* [REQUIRED WORK]
Gather, from the listing beneath this task, every line holding the string "styles".

◆ ◆ ◆ ◆ ◆ ◆ ◆

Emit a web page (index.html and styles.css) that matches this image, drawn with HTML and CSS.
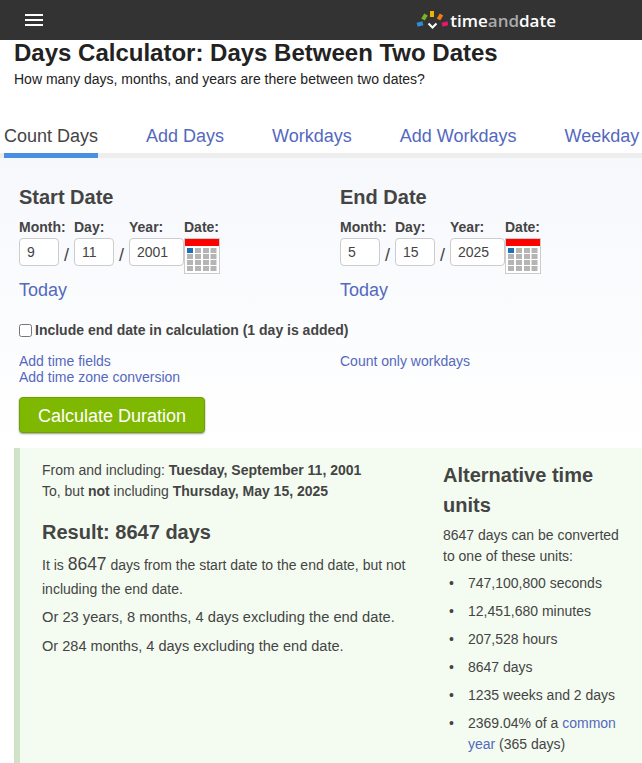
FILE: index.html
```html
<!DOCTYPE html>
<html lang="en">
<head>
    <meta charset="UTF-8">
    <title>Days Calculator: Days Between Two Dates</title>
    <link rel="stylesheet" href="styles.css">
</head>
<body>
    <header class="topbar">
        <div class="burger"><span></span><span></span><span></span></div>
        <div class="logo">
            <svg class="logo-mark" width="32" height="20" viewBox="0 0 32 20">
                <rect x="1" y="12" width="6" height="4" fill="#2a8fd8" transform="rotate(-15 4 14)"/>
                <rect x="6.5" y="4" width="4" height="6" fill="#7ab51d" transform="rotate(30 8.5 7)"/>
                <rect x="14" y="1" width="4" height="6" fill="#f0b400"/>
                <rect x="22" y="4" width="4" height="6" fill="#ee7d11" transform="rotate(30 24 7)"/>
                <rect x="26" y="12" width="6" height="4" fill="#e6186d" transform="rotate(-15 29 14)"/>
                <path d="M12.5 13.5l4 4 4-4" fill="none" stroke="#fff" stroke-width="2"/>
            </svg>
            <span class="logo-text">time<span class="logo-and">and</span>date</span>
        </div>
    </header>

    <div class="intro">
        <h1>Days Calculator: Days Between Two Dates</h1>
        <p>How many days, months, and years are there between two dates?</p>
    </div>

    <nav class="tabs">
        <a class="tab active">Count Days</a>
        <a class="tab">Add Days</a>
        <a class="tab">Workdays</a>
        <a class="tab">Add Workdays</a>
        <a class="tab">Weekday</a>
    </nav>

    <form class="calc">
        <div class="dates">
            <div class="date-col">
                <h2>Start Date</h2>
                <div class="date-row">
                    <label class="f f-m"><b>Month:</b><input value="9"></label><i class="slash">/</i>
                    <label class="f f-d"><b>Day:</b><input value="11"></label><i class="slash">/</i>
                    <label class="f f-y"><b>Year:</b><input value="2001"></label>
                    <div class="f f-c"><b>Date:</b>
                        <svg class="cal" width="36" height="36" viewBox="0 0 36 36">
                            <rect x="0.5" y="0.5" width="35" height="35" fill="#fff" stroke="#ccc"/>
                            <rect x="1" y="1" width="34" height="7" fill="#f00"/>
                            <g fill="#b5b5b5">
                                <rect x="3" y="10" width="6" height="5" fill="#1f6fb8"/><rect x="11" y="10" width="6" height="5"/><rect x="19" y="10" width="6" height="5"/><rect x="26.5" y="10" width="6" height="5"/>
                                <rect x="3" y="16" width="6" height="5"/><rect x="11" y="16" width="6" height="5"/><rect x="19" y="16" width="6" height="5"/><rect x="26.5" y="16" width="6" height="5"/>
                                <rect x="3" y="22" width="6" height="5"/><rect x="11" y="22" width="6" height="5"/><rect x="19" y="22" width="6" height="5"/><rect x="26.5" y="22" width="6" height="5"/>
                                <rect x="3" y="28" width="6" height="5"/><rect x="11" y="28" width="6" height="5"/><rect x="19" y="28" width="6" height="5"/><rect x="26.5" y="28" width="6" height="5"/>
                            </g>
                        </svg>
                    </div>
                </div>
                <a class="today">Today</a>
            </div>
            <div class="date-col">
                <h2>End Date</h2>
                <div class="date-row">
                    <label class="f f-m"><b>Month:</b><input value="5"></label><i class="slash">/</i>
                    <label class="f f-d"><b>Day:</b><input value="15"></label><i class="slash">/</i>
                    <label class="f f-y"><b>Year:</b><input value="2025"></label>
                    <div class="f f-c"><b>Date:</b>
                        <svg class="cal" width="36" height="36" viewBox="0 0 36 36">
                            <rect x="0.5" y="0.5" width="35" height="35" fill="#fff" stroke="#ccc"/>
                            <rect x="1" y="1" width="34" height="7" fill="#f00"/>
                            <g fill="#b5b5b5">
                                <rect x="3" y="10" width="6" height="5" fill="#1f6fb8"/><rect x="11" y="10" width="6" height="5"/><rect x="19" y="10" width="6" height="5"/><rect x="26.5" y="10" width="6" height="5"/>
                                <rect x="3" y="16" width="6" height="5"/><rect x="11" y="16" width="6" height="5"/><rect x="19" y="16" width="6" height="5"/><rect x="26.5" y="16" width="6" height="5"/>
                                <rect x="3" y="22" width="6" height="5"/><rect x="11" y="22" width="6" height="5"/><rect x="19" y="22" width="6" height="5"/><rect x="26.5" y="22" width="6" height="5"/>
                                <rect x="3" y="28" width="6" height="5"/><rect x="11" y="28" width="6" height="5"/><rect x="19" y="28" width="6" height="5"/><rect x="26.5" y="28" width="6" height="5"/>
                            </g>
                        </svg>
                    </div>
                </div>
                <a class="today">Today</a>
            </div>
        </div>

        <label class="include"><input type="checkbox"><b>Include end date in calculation (1 day is added)</b></label>

        <div class="extras">
            <div class="extras-col">
                <a>Add time fields</a>
                <a>Add time zone conversion</a>
            </div>
            <div class="extras-col">
                <a>Count only workdays</a>
            </div>
        </div>

        <button type="button" class="go">Calculate Duration</button>
    </form>

    <section class="result">
        <div class="result-main">
            <p class="range">From and including: <b>Tuesday, September 11, 2001</b><br>To, but <b>not</b> including <b>Thursday, May 15, 2025</b></p>
            <h2>Result: 8647 days</h2>
            <p class="line">It is <span class="big">8647</span> days from the start date to the end date, but not including the end date.</p>
            <p class="line wide">Or 23 years, 8 months, 4 days excluding the end date.</p>
            <p class="line wide last">Or 284 months, 4 days excluding the end date.</p>
        </div>
        <aside class="result-side">
            <h3>Alternative time units</h3>
            <p>8647 days can be converted to one of these units:</p>
            <ul>
                <li>747,100,800 seconds</li>
                <li>12,451,680 minutes</li>
                <li>207,528 hours</li>
                <li>8647 days</li>
                <li>1235 weeks and 2 days</li>
                <li>2369.04% of a <a>common year</a> (365 days)</li>
            </ul>
        </aside>
    </section>
</body>
</html>
```
FILE: styles.css
```css
html, body {
    height: 763px;
    overflow: hidden;
}
body {
    margin: 0;
    font-family: "Liberation Sans", Arial, sans-serif;
    color: #444;
    background-color: #fff;
}
a {
    color: #5469bd;
}
.topbar {
    height: 40px;
    background-color: #333;
    display: flex;
    align-items: center;
    justify-content: space-between;
    padding: 0 86px 0 25px;
}
.burger {
    width: 18px;
    display: flex;
    flex-direction: column;
    gap: 3px;
}
.burger span {
    height: 2px;
    background-color: #fff;
}
.logo {
    display: flex;
    align-items: center;
    gap: 2px;
}
.logo-mark {
    display: block;
}
.logo-text {
    font-family: "Open Sans", sans-serif;
    font-size: 17px;
    font-weight: 600;
    color: #fff;
}
.logo-and {
    color: #aaa;
}
.intro {
    padding: 0 14px;
    height: 76px;
}
.intro h1 {
    margin: 0;
    font-size: 24px;
    line-height: 26px;
    color: #222;
}
.intro p {
    margin: 0;
    font-size: 14px;
    line-height: 26px;
    color: #222;
}
.tabs {
    display: flex;
    gap: 48px;
    padding: 0 0 0 4px;
    height: 37px;
    border-bottom: 5px solid #eee;
    white-space: nowrap;
    font-size: 18px;
}
.tab {
    line-height: 40px;
    height: 37px;
    flex: none;
}
.tab.active {
    color: #444;
    border-bottom: 5px solid #4a90e2;
}
.calc {
    background: linear-gradient(#f6f8fc, #fff);
    height: 290px;
    padding: 27px 19px 0;
    box-sizing: border-box;
}
.dates {
    display: flex;
}
.date-col {
    width: 321px;
    flex: none;
}
.date-col h2 {
    margin: 0;
    font-size: 20px;
    line-height: 24px;
}
.date-row {
    display: flex;
    margin-top: 9px;
}
.f {
    display: flex;
    flex-direction: column;
    font-size: 14px;
    line-height: 18px;
}
.f input {
    box-sizing: border-box;
    width: 100%;
    height: 28px;
    margin: 2px 0 0;
    padding: 0 7px;
    border: 1px solid #ccc;
    border-radius: 4px;
    font: 14px "Liberation Sans", Arial, sans-serif;
    color: #444;
    background-color: #fff;
}
.f-m { width: 40px; }
.f-d { width: 40px; }
.f-y { width: 55px; }
.f-c { width: 36px; }
.cal {
    display: block;
    margin-top: 2px;
}
.slash {
    width: 15px;
    font-style: normal;
    font-size: 18px;
    text-align: center;
    padding-top: 27px;
    line-height: 20px;
}
.today {
    display: block;
    margin-top: 4px;
    font-size: 18px;
    line-height: 24px;
}
.include {
    display: flex;
    align-items: center;
    margin-top: 19px;
    font-size: 14px;
    line-height: 18px;
}
.include input {
    margin: 0 3px 0 0;
    width: 13px;
    height: 13px;
}
.extras {
    display: flex;
    margin-top: 14px;
    font-size: 14px;
    line-height: 16px;
}
.extras-col {
    width: 321px;
    flex: none;
}
.extras-col a {
    display: block;
}
.go {
    display: block;
    margin-top: 12px;
    width: 186px;
    height: 36px;
    padding: 2px 0 0;
    border: 1px solid #6f9e00;
    border-radius: 4px;
    background-color: #7fb800;
    color: #fff;
    font: 18px "Liberation Sans", Arial, sans-serif;
    box-shadow: 0 1px 2px rgba(0,0,0,.4);
}
.result {
    margin-left: 14px;
    border-left: 6px solid #cfe3c8;
    background-color: #f4fcf1;
    height: 315px;
    display: flex;
    font-size: 14px;
    box-sizing: border-box;
    padding: 12px 0 0 22px;
}
.result-main {
    width: 380px;
    flex: none;
}
.range {
    margin: 0;
    line-height: 21px;
}
.result-main h2 {
    margin: 16px 0 0;
    font-size: 20px;
    line-height: 28px;
}
.line {
    margin: 7px 0 0;
    line-height: 24px;
}
.line.wide {
    margin-top: 4px;
    font-size: 14.7px;
    line-height: 24.5px;
}
.line.last {
    font-size: 14.55px;
}
.big {
    font-size: 17.5px;
    line-height: 1;
}
.result-side {
    margin-left: 21px;
    width: 180px;
    flex: none;
}
.result-side h3 {
    margin: 0;
    font-size: 20px;
    line-height: 30px;
}
.result-side p {
    margin: 5px 0 0;
    line-height: 21px;
}
.result-side ul {
    margin: 6px 0 0;
    padding: 0 0 0 25px;
    list-style: none;
}
.result-side li {
    line-height: 21px;
    margin-bottom: 7px;
}
.result-side li::before {
    content: "•";
    float: left;
    margin-left: -19px;
}
```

◆ ◆ ◆ ◆ ◆ ◆ ◆

* [FINAL ANSWER]
Emit a web page (index.html and styles.css) that matches this image, drawn with HTML and CSS.
    <link rel="stylesheet" href="styles.css">
FILE: styles.css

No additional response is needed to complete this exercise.